A year afterwards, she is still obsessed with it, although less obviously. She works third shift at a diner as a waitress, about the only job she can get given her background. At night she patrols Forest Park, looking for the place she was taken to. She has been operating on a meticulous grid-by-grid method of searching, marking off each grid with a red pen but she still has a long way to go.

After a night of searching the park she returns home to wake up her sister Molly (Wickersham) who wanted to get up early to study for an exam she had  later that day, only to find her bed empty. Jill checks with Molly’s boyfriend Billy (Stan) who informs her that Molly didn’t spend the night, then later on he tells her that she didn’t show up for the exam. Jill gets a bad feeling about the whole thing, and goes to the police.
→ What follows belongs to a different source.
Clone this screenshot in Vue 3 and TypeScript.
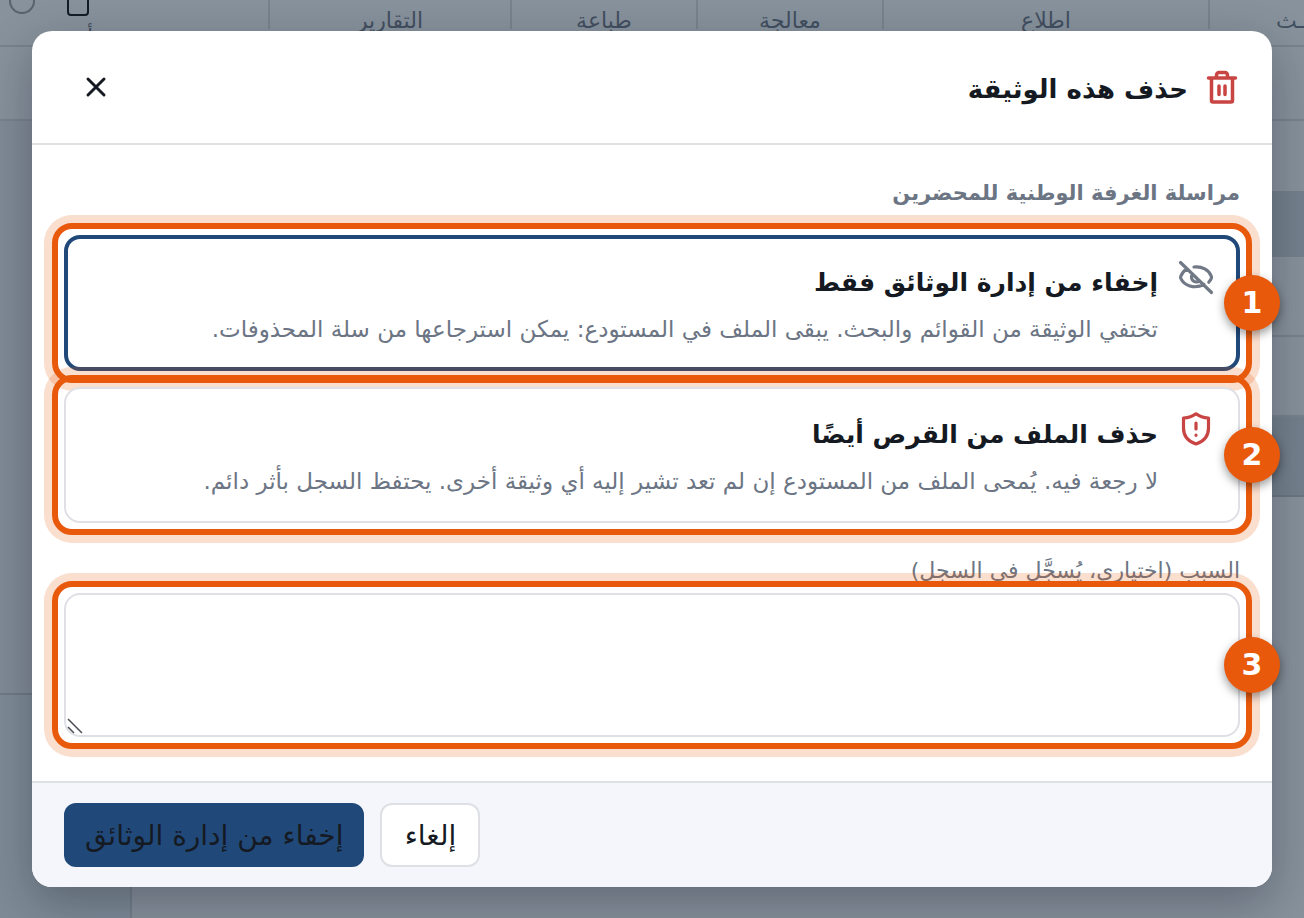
<script setup lang="ts">
import { ref } from 'vue'

type Mode = 'hide' | 'erase'

const mode = ref<Mode>('hide')
const reason = ref('')
const columns = ['ـث', 'اطلاع', 'معالجة', 'طباعة', 'التقارير', 'أ']
</script>

<template>
  <div class="page" dir="rtl" lang="ar">
    <div class="backdrop">
      <div class="columns">
        <span v-for="name in columns" :key="name" class="column"><i v-if="name === 'أ'" class="square"></i><i v-if="name === 'أ'" class="circle"></i>{{ name }}</span>
      </div>
      <div class="rows">
        <div class="row first"></div>
        <div class="row second"></div>
        <div class="row dark"></div>
        <div class="row third"></div>
        <div class="row third"></div>
        <div class="row dark tall"></div>
      </div>
      <div class="rail">
        <div class="rail-head"></div>
        <div class="rail-body"></div>
        <div class="rail-foot"></div>
      </div>
    </div>

    <section class="dialog" role="dialog" aria-modal="true" aria-labelledby="dialog-title">
      <header class="head">
        <svg class="icon-lg danger" viewBox="0 0 40 40" fill="none" stroke="currentColor" stroke-width="3.500" stroke-linecap="round" stroke-linejoin="round" aria-hidden="true">
          <path d="M6.500 11h27M9.500 11V33.500a1.500 1.500 0 0 0 1.500 1.500H29a1.500 1.500 0 0 0 1.500-1.500V11M14.500 11V8a2.500 2.500 0 0 1 2.500-2.500h6a2.500 2.500 0 0 1 2.500 2.500v3M17 19v8.500M23 19v8.500" />
        </svg>
        <h1 id="dialog-title">حذف هذه الوثيقة</h1>
        <button class="close" type="button" aria-label="إغلاق">
          <svg viewBox="0 0 24 24" fill="none" stroke="currentColor" stroke-width="3" stroke-linecap="round" aria-hidden="true"><path d="M4 4l16 16M20 4L4 20" /></svg>
        </button>
      </header>

      <div class="body">
        <p class="document">مراسلة الغرفة الوطنية للمحضرين</p>

        <div class="marked">
          <button class="option" :class="{ selected: mode === 'hide' }" type="button" :aria-pressed="mode === 'hide'" @click="mode = 'hide'">
            <svg class="icon" viewBox="0 0 36 36" fill="none" stroke="currentColor" stroke-width="3.200" stroke-linecap="round" stroke-linejoin="round" aria-hidden="true">
              <path d="M2.500 3.500l31 30M16 8C24 7 31 11 33.300 17.200c.3.900.3 1.400 0 2.200-.6 1.400-1.400 2.700-2.500 3.800M9 9.800C6 11.600 4 14 2.800 17.200c-.3.800-.3 1.400 0 2.200C6 26.500 16 30.500 26 25.500M14.500 15a5 5 0 0 0 7 7" />
            </svg>
            <span class="option-text">
              <strong>إخفاء من إدارة الوثائق فقط</strong>
              <small>تختفي الوثيقة من القوائم والبحث. يبقى الملف في المستودع: يمكن استرجاعها من سلة المحذوفات.</small>
            </span>
          </button>
          <span class="badge">1</span>
        </div>

        <div class="marked">
          <button class="option" :class="{ selected: mode === 'erase' }" type="button" :aria-pressed="mode === 'erase'" @click="mode = 'erase'">
            <svg class="icon danger" viewBox="0 0 36 36" fill="none" stroke="currentColor" stroke-width="3.200" stroke-linecap="round" stroke-linejoin="round" aria-hidden="true">
              <path d="M18 2.800c3.500 2.800 7.500 4 12.500 4.200V17c0 8.500-5 13.500-12.500 16C10.500 30.500 5.500 25.500 5.500 17V7C10.500 6.800 14.500 5.600 18 2.800zM18 12v6M18 24.200v.1" />
            </svg>
            <span class="option-text">
              <strong>حذف الملف من القرص أيضًا</strong>
              <small>لا رجعة فيه. يُمحى الملف من المستودع إن لم تعد تشير إليه أي وثيقة أخرى. يحتفظ السجل بأثر دائم.</small>
            </span>
          </button>
          <span class="badge">2</span>
        </div>

        <label class="reason-label" for="reason">السبب (اختياري، يُسجَّل في السجل)</label>
        <div class="marked">
          <textarea id="reason" v-model="reason"></textarea>
          <svg class="grip" viewBox="0 0 16 16" fill="none" stroke="currentColor" stroke-width="1.500" aria-hidden="true"><path d="M1 1l14 14M1 9l6 6" /></svg>
          <span class="badge">3</span>
        </div>
      </div>

      <footer class="foot">
        <button class="btn" type="button">إلغاء</button>
        <button class="btn primary" type="button">إخفاء من إدارة الوثائق</button>
      </footer>
    </section>
  </div>
</template>

<style>
body {
  margin: 0;
}
</style>

<style scoped>
.page {
  position: relative;
  min-height: 100vh;
  box-sizing: border-box;
  padding: 31px 32px;
  overflow: hidden;
  background: #87929c;
  color: #151a22;
  font-family: 'DejaVu Sans', sans-serif;
}

.page *,
.page *::before {
  box-sizing: border-box;
}

.backdrop {
  position: absolute;
  inset: 0;
  display: grid;
  grid-template-columns: 1fr 132px;
  grid-template-rows: 47px 1fr;
}

.columns {
  grid-column: 1 / -1;
  display: grid;
  grid-template-columns: 94px 326px 186px 186px 242px 1fr;
  border-bottom: 2px solid #78838d;
  color: #424f60;
  font-size: 22px;
  line-height: 24px;
}

.column {
  position: relative;
  height: 29px;
  padding-top: 9px;
  text-align: center;
  white-space: nowrap;
}

.column:first-child {
  text-align: right;
}

.column:last-child {
  padding-top: 26px;
  padding-right: 88px;
}

.column + .column {
  border-right: 2px solid #78838d;
}

.square,
.circle {
  position: absolute;
  top: -12px;
  left: 67px;
  width: 22px;
  height: 28px;
  border: 2px solid #141c27;
  border-radius: 4px;
}

.circle {
  left: 9px;
  width: 26px;
  height: 26px;
  border-color: #58636e;
  border-radius: 50%;
}

.rows .row {
  height: 80px;
  border-bottom: 2px solid #78838d;
}

.rows .first {
  height: 74px;
}

.rows .second {
  height: 70px;
  border-bottom: 0;
}

.rows .dark {
  height: 66px;
  border-bottom: 0;
  background: #74818d;
}

.rows .tall {
  height: 80px;
  border-bottom: 2px solid #6c7781;
}

.rail {
  display: flex;
  flex-direction: column;
  border-right: 2px solid #74808a;
}

.rail-head {
  height: 74px;
  border-bottom: 2px solid #78838d;
}

.rail-body {
  height: 574px;
  border-bottom: 2px solid #6f7a85;
  background: #808b96;
}

.rail-foot {
  flex: 1;
  background: #7e8b97;
}

.dialog {
  position: relative;
  border-radius: 20px;
  background: #fff;
  box-shadow: 0 16px 48px rgba(20, 20, 35, 0.32);
}

.head {
  display: flex;
  align-items: center;
  gap: 14px;
  height: 114px;
  padding: 0 30px 0 44px;
  border-bottom: 2px solid #dfe0e3;
}

h1 {
  flex: 1;
  margin: 0;
  padding-top: 4px;
  font-size: 26px;
  line-height: 40px;
}

.icon-lg {
  flex: none;
  width: 40px;
  height: 40px;
}

.danger {
  color: #c94543;
}

button {
  font: inherit;
  color: inherit;
  cursor: pointer;
}

.close {
  display: grid;
  place-items: center;
  width: 40px;
  height: 40px;
  padding: 0;
  border: 0;
  background: none;
}

.close svg {
  width: 24px;
  height: 24px;
}

.body {
  display: flex;
  flex-direction: column;
  padding: 32px 32px 44px;
}

.document {
  margin: 0 0 26px;
  color: #6c7584;
  font-size: 21px;
  font-weight: 700;
  line-height: 32px;
}

.marked {
  position: relative;
  display: flex;
}

.marked + .marked {
  margin-top: 16px;
}

.marked::before {
  content: '';
  position: absolute;
  inset: -12px;
  border: 6px solid #e8590c;
  border-radius: 20px;
  box-shadow: 0 0 0 8px rgba(232, 89, 12, 0.2);
  pointer-events: none;
}

.badge {
  position: absolute;
  z-index: 1;
  top: 50%;
  left: 100%;
  display: grid;
  place-items: center;
  width: 56px;
  height: 56px;
  margin: -28px 0 0 -16px;
  border-radius: 50%;
  background: #e8590c;
  box-shadow: 0 4px 10px rgba(0, 0, 0, 0.4);
  color: #fff;
  font-size: 30px;
  font-weight: 700;
  line-height: 56px;
}

.option {
  display: flex;
  gap: 20px;
  flex: 1;
  min-height: 136px;
  padding: 22px 24px 18px;
  border: 2px solid #dfe0e6;
  border-radius: 16px;
  background: #fff;
  text-align: right;
}

.option.selected {
  border: 4px solid #20497a;
  padding: 20px 22px 16px;
}

.icon {
  flex: none;
  width: 36px;
  height: 36px;
  color: #717986;
}

.icon.danger {
  color: #c94543;
}

.option-text {
  display: flex;
  flex-direction: column;
  white-space: nowrap;
}

strong {
  font-size: 25px;
  line-height: 48px;
}

small {
  color: #6c7584;
  font-size: 23px;
  line-height: 44px;
}

.reason-label {
  margin: 32px 0 6px;
  color: #6c7584;
  font-size: 22px;
  line-height: 32px;
}

textarea {
  display: block;
  flex: 1;
  height: 144px;
  padding: 16px;
  border: 2px solid #dfe0e6;
  border-radius: 16px;
  outline: 0;
  background: #fff;
  font: inherit;
  font-size: 24px;
  resize: vertical;
}

textarea::-webkit-resizer {
  background: transparent;
}

.grip {
  position: absolute;
  bottom: 3px;
  left: 3px;
  width: 16px;
  height: 16px;
  color: #4b4f55;
  pointer-events: none;
}

.foot {
  display: flex;
  justify-content: flex-end;
  gap: 16px;
  padding: 20px 32px;
  border-top: 2px solid #dfe0e3;
  border-radius: 0 0 20px 20px;
  background: #f4f6fb;
}

.btn {
  min-width: 100px;
  height: 64px;
  padding: 0 19px;
  border: 2px solid #dfe0e6;
  border-radius: 12px;
  background: #fff;
  font-size: 28px;
}

.btn.primary {
  border-color: #20497a;
  background: #20497a;
}
</style>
The cops who had worked her case, Lt. Bozeman (Pare), Sgt. Powers (Sunjata) and Detective Lonsdale (Moennig) are all skeptical, given Jill’s history. They dismiss her claims, looking for reasons that Jill might not have gone to her test, and all of them think this whole scenario is going on inside Jill’s head. Only the newest homicide detective, Peter Hood (Bentley) believes her.

Knowing that she won’t get help through official sources, Jill is bound and determined to find Molly on her own and will do anything, break any law to find her sister who is the only family she has left. She’ll lie, cheat and steal – and if she finds the man who has her, kill – to get her sister back.

This is the kind of movie that should have everything going for it; Seyfried is an extremely underrated actress who shows here that she can take on roles like this and make them work. There’s also the Brazilian director Dhalia who is best known in this country for Adrift and has made some fine films in his native land. Then there’s Portland itself, one of those cities that should have more films made there; it is certainly underutilized.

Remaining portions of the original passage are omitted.